◆ **EXERCISE DESCRIPTION**: Comb through the entries for "this" and pull out each line that holds it.

Front-end source files
━━━━━━━━━━━━━━━━

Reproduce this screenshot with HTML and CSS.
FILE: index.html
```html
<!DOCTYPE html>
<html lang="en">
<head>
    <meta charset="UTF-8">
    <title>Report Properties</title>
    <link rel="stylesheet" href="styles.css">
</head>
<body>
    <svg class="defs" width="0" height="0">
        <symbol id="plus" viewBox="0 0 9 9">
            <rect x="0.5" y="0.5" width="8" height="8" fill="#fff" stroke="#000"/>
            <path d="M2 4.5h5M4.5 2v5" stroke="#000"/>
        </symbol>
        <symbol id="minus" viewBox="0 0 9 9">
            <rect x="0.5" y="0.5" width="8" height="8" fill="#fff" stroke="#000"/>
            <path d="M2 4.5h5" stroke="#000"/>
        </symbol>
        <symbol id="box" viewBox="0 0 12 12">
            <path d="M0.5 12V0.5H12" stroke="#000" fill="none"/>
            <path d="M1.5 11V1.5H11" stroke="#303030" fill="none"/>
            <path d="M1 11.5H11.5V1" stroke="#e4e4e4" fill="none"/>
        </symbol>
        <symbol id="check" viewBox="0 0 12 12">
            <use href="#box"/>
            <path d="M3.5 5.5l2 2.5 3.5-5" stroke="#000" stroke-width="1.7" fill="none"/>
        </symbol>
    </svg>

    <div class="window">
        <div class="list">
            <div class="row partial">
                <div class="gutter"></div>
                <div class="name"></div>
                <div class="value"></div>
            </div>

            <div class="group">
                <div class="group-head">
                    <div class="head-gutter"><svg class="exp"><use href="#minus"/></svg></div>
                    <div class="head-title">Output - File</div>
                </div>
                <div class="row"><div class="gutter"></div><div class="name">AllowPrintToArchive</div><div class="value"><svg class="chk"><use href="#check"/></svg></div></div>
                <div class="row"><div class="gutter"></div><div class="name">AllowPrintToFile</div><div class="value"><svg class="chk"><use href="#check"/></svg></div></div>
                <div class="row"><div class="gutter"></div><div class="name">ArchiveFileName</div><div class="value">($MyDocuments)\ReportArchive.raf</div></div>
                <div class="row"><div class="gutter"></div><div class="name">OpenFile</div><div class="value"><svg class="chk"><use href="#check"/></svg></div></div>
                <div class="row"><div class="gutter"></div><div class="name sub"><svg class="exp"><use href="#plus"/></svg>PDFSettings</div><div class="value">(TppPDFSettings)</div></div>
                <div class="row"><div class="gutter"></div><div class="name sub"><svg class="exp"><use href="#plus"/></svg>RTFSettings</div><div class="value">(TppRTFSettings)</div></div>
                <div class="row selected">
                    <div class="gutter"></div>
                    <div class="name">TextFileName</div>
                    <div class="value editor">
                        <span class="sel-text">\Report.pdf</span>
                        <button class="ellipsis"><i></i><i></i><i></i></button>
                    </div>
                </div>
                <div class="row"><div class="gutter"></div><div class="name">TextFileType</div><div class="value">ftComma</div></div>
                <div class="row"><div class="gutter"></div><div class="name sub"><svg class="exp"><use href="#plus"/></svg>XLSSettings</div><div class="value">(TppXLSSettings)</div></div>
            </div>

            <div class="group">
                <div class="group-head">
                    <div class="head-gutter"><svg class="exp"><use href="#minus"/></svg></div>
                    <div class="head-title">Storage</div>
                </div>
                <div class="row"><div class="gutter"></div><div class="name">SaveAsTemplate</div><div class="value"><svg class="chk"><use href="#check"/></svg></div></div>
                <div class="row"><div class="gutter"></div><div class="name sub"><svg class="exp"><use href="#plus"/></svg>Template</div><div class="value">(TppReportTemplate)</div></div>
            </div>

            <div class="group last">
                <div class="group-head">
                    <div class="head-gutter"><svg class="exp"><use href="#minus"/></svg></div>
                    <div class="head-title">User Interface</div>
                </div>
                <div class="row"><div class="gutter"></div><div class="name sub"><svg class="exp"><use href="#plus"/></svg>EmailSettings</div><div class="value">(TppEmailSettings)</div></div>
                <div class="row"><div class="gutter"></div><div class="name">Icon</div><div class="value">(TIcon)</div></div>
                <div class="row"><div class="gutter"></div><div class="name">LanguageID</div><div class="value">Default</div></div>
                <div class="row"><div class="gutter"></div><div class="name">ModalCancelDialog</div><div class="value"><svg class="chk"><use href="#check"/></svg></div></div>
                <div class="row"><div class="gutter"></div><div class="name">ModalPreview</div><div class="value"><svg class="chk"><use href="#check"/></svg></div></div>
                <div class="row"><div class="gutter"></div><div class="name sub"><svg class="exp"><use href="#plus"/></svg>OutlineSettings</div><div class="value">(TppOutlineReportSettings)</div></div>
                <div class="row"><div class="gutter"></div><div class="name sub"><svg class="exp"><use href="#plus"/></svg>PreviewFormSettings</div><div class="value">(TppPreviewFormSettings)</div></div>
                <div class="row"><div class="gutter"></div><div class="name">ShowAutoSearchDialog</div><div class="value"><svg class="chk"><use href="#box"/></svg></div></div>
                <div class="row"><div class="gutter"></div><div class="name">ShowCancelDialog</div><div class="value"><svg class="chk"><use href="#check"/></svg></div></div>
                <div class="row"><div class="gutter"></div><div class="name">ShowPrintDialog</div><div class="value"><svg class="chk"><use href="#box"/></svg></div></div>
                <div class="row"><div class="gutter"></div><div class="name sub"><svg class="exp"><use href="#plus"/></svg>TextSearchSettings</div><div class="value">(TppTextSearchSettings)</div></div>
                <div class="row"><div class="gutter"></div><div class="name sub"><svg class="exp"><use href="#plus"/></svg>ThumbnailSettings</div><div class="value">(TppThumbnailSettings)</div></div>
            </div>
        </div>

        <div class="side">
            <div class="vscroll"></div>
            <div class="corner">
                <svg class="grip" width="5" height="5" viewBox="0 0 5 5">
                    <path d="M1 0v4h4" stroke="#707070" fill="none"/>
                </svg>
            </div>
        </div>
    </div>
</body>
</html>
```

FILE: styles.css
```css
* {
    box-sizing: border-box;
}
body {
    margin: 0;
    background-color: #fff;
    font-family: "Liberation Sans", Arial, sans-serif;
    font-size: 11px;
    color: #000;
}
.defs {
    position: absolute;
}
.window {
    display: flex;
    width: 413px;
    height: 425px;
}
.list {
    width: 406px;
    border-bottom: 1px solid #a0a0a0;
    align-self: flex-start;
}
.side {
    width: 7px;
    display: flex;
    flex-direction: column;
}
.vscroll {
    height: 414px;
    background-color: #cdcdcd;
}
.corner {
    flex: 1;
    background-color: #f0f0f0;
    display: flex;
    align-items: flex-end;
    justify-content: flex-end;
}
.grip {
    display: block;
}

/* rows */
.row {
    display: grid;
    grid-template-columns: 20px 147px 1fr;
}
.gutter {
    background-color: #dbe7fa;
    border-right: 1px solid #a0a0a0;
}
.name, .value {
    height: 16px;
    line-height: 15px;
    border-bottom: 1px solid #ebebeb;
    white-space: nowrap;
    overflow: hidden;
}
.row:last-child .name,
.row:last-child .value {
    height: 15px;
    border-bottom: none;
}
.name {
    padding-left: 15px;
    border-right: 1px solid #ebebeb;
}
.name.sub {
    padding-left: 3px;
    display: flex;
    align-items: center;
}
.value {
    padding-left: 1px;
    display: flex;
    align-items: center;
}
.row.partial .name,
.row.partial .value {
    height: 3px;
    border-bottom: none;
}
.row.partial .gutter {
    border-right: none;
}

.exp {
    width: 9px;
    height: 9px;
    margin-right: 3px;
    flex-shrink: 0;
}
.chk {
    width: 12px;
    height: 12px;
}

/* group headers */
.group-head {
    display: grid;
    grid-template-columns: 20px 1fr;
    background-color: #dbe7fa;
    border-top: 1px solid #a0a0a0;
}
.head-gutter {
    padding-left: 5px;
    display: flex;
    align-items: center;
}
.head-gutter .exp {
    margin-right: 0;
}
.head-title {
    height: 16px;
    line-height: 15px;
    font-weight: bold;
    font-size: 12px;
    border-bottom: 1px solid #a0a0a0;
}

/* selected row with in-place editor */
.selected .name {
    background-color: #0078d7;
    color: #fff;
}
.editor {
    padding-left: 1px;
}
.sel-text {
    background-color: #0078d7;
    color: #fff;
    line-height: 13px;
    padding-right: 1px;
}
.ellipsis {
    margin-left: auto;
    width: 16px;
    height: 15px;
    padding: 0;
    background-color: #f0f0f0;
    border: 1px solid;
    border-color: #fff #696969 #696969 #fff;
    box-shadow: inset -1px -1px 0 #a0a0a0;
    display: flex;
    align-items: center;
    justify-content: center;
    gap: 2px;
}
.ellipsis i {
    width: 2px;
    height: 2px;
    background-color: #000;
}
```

━━━━━━━━━━━━━━━━

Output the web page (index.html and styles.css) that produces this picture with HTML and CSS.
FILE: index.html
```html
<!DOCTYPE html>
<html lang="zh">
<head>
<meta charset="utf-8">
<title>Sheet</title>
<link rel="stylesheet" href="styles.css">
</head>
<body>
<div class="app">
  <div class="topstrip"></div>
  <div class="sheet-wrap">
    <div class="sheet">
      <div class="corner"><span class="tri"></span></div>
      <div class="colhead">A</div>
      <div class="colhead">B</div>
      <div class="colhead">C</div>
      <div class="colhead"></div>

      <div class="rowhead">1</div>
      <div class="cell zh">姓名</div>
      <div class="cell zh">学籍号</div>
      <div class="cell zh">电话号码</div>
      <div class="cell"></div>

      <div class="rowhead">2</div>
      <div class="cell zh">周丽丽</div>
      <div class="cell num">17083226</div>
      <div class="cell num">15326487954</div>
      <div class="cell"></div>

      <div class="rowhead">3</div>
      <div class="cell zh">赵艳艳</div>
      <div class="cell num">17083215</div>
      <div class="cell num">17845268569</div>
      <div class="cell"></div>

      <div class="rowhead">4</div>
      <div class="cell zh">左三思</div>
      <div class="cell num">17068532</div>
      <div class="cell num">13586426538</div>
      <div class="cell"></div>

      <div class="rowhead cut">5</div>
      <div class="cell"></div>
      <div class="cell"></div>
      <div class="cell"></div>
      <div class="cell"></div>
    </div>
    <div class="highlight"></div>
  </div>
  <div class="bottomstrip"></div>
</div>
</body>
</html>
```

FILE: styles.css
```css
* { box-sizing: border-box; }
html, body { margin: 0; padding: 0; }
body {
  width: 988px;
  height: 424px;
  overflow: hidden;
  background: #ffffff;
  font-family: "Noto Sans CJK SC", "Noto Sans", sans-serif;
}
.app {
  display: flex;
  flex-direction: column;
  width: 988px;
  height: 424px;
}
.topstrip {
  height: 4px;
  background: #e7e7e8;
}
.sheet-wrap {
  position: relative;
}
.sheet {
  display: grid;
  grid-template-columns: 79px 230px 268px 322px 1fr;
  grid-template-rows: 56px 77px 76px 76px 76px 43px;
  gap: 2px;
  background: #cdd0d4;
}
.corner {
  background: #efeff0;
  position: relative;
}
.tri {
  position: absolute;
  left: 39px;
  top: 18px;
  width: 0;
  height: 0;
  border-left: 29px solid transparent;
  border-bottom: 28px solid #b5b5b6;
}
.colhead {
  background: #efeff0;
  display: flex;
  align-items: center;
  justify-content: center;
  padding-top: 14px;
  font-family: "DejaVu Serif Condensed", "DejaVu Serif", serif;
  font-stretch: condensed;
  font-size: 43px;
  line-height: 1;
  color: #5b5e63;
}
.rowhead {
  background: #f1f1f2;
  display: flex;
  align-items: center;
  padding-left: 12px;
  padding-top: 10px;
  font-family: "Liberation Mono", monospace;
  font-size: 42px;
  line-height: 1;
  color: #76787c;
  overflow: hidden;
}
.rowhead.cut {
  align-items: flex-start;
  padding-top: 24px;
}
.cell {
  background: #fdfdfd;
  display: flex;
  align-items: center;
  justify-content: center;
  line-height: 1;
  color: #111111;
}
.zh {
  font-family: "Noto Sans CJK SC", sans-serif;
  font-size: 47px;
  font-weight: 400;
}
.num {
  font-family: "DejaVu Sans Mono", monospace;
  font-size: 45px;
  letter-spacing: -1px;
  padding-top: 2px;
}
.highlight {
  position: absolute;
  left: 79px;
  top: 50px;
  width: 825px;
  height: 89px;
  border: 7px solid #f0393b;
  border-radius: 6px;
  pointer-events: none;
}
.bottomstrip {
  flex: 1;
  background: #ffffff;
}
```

━━━━━━━━━━━━━━━━

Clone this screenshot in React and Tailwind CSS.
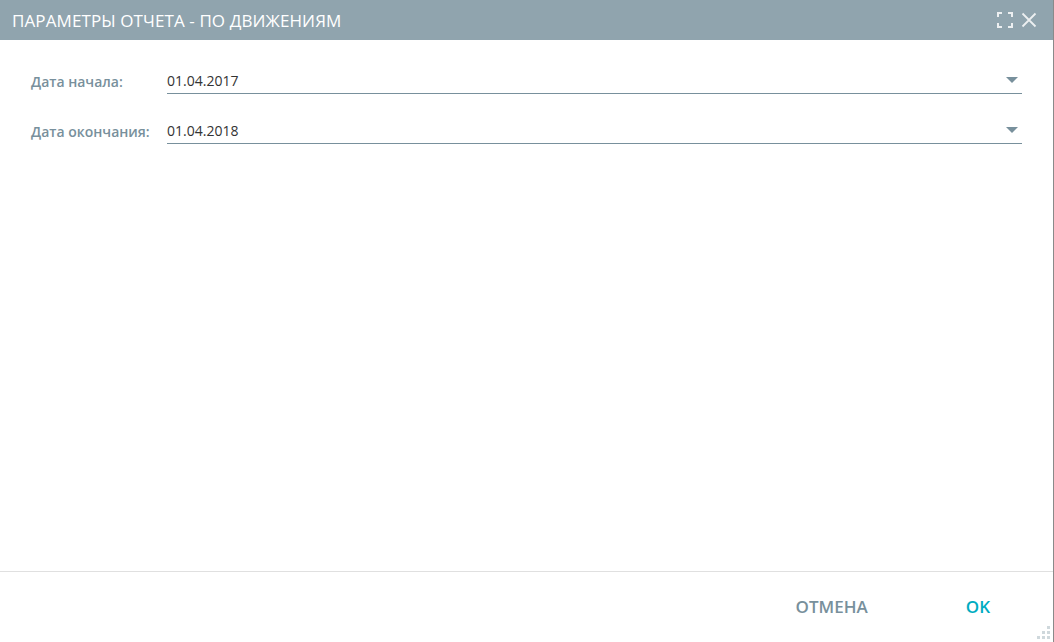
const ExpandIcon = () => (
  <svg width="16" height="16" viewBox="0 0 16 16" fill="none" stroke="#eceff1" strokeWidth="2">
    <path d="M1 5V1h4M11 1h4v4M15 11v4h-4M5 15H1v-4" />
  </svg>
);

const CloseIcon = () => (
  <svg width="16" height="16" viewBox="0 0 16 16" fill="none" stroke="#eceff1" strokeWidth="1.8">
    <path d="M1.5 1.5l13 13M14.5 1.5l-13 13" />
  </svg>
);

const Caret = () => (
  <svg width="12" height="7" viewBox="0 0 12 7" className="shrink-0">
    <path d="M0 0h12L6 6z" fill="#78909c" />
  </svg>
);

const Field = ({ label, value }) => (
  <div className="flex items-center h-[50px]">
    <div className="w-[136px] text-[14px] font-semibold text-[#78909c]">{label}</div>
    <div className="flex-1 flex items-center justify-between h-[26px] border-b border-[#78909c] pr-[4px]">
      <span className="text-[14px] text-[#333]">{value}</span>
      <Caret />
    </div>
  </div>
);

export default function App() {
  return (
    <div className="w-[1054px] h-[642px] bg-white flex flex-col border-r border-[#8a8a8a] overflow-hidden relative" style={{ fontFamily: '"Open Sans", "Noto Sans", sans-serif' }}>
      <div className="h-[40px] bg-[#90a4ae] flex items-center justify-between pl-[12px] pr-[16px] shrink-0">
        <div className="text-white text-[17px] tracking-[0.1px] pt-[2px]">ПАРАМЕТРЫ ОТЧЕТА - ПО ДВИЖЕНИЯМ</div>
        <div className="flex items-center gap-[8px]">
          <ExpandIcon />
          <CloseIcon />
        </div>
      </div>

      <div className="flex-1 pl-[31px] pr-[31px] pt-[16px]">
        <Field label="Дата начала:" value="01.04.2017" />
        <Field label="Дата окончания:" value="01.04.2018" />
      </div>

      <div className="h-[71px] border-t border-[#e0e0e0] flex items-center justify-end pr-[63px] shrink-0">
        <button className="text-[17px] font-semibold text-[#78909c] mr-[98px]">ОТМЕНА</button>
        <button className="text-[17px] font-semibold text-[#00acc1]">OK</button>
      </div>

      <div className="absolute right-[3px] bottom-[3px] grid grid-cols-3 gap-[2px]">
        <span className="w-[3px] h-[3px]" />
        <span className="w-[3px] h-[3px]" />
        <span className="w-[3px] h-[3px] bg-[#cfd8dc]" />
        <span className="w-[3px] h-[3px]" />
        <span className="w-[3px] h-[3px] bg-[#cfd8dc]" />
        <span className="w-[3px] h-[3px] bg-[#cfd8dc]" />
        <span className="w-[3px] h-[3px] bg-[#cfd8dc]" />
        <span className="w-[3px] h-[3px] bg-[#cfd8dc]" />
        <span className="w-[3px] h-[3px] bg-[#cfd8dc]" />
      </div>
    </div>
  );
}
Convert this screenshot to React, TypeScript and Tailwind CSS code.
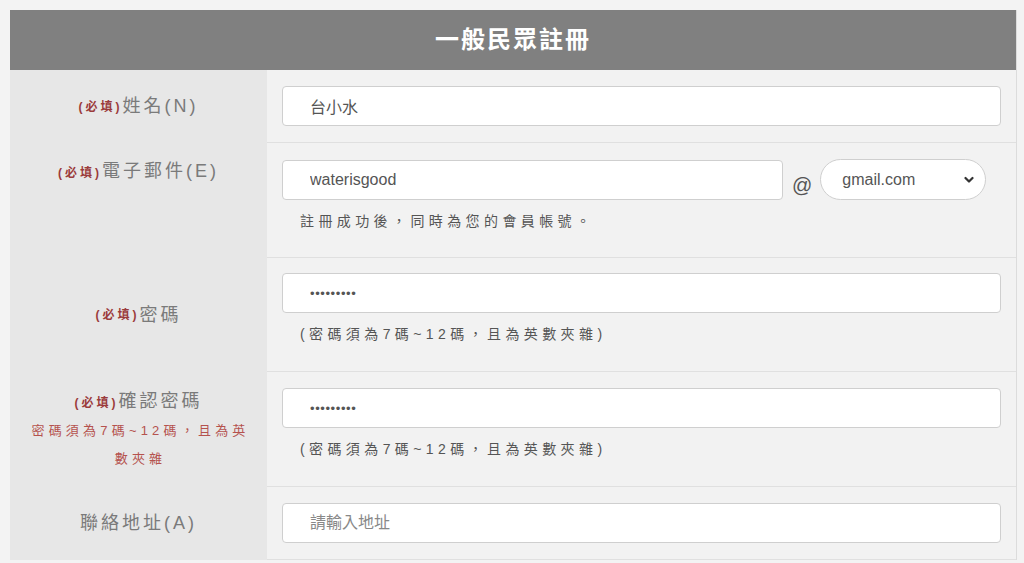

━━━━━━━━━━━━━━━━

◆ **WORKED ANSWER**:
Reproduce this screenshot with HTML and CSS.
Output the web page (index.html and styles.css) that produces this picture with HTML and CSS.
Clone this screenshot in React and Tailwind CSS.
Convert this screenshot to React, TypeScript and Tailwind CSS code.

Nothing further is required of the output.